Loin de permettre « la sécurisation de l’emploi et des parcours professionnels des salariés » cet accord va, au contraire, aggraver la précarité du travail en libérant le patronat de nombre d'obligations. En dépit des promesses qui avaient été faites par le gouvernement, l'accord ne réduit pas les inégalités professionnelles entre les femmes et les hommes, alors même que la précarité de l'emploi concerne en premier lieu les femmes, prépondérantes dans le temps partiel (80%) et plus souvent touchées par les CDD, le chômage et le sous-emploi. De même, à l'heure où près du quart des actifs de moins de 25 ans est au chômage, ces accords risquent de fragiliser les conditions d'emploi des jeunes. Que ce soit par la faiblesse de leur ancienneté dans l'entreprise, ou bien parce qu'on estimerait qu'un jeune a « toute sa vie devant lui », en l’absence de vraies mesures contre les contrats précaires qui les touchent massivement, les jeunes risquent de payer le prix du chantage à la mobilité et de l'assouplissement des licenciements.

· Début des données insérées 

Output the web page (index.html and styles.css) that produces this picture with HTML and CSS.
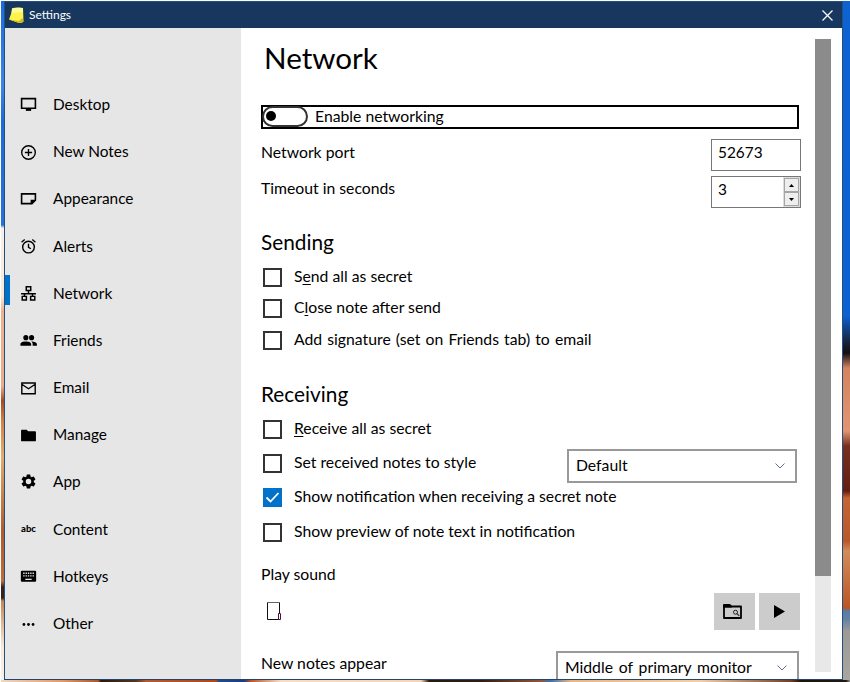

Enfin cet accord est illégitime. Il a été signé par trois confédérations syndicales représentant une minorité de salariés, alors même que les règles de représentativité syndicale sont sur le point de changer. Les parlementaires de droite se disent prêts à voter ses dispositions telles quelles, mais ni le président de la République, ni la majorité de l’Assemblée nationale n’ont été élus pour faire reculer les droits des salariés. Transposer ces reculs sociaux dans la loi représenterait donc un grave déni démocratique.
Nous appelons les salariés-es, et plus largement, tous les citoyen-ne-s à lire ce texte, à l’analyser, à tenir partout des réunions pour en débattre ensemble et faire entendre leurs exigences auprès de leurs élus, tout particulièrement ceux de gauche, pour qu’ils ne votent pas ce texte. L'heure est bien plutôt à la sécurisation des emplois contre les licenciements, pour un travail de qualité, sans précarité, avec des droits sociaux de haut niveau pour les salariés, les chômeurs et les retraités. Nous ferons tout pour que cet accord n’acquière pas force de loi et nous appelons à soutenir toutes les initiatives en ce sens, en particulier les mobilisations syndicales.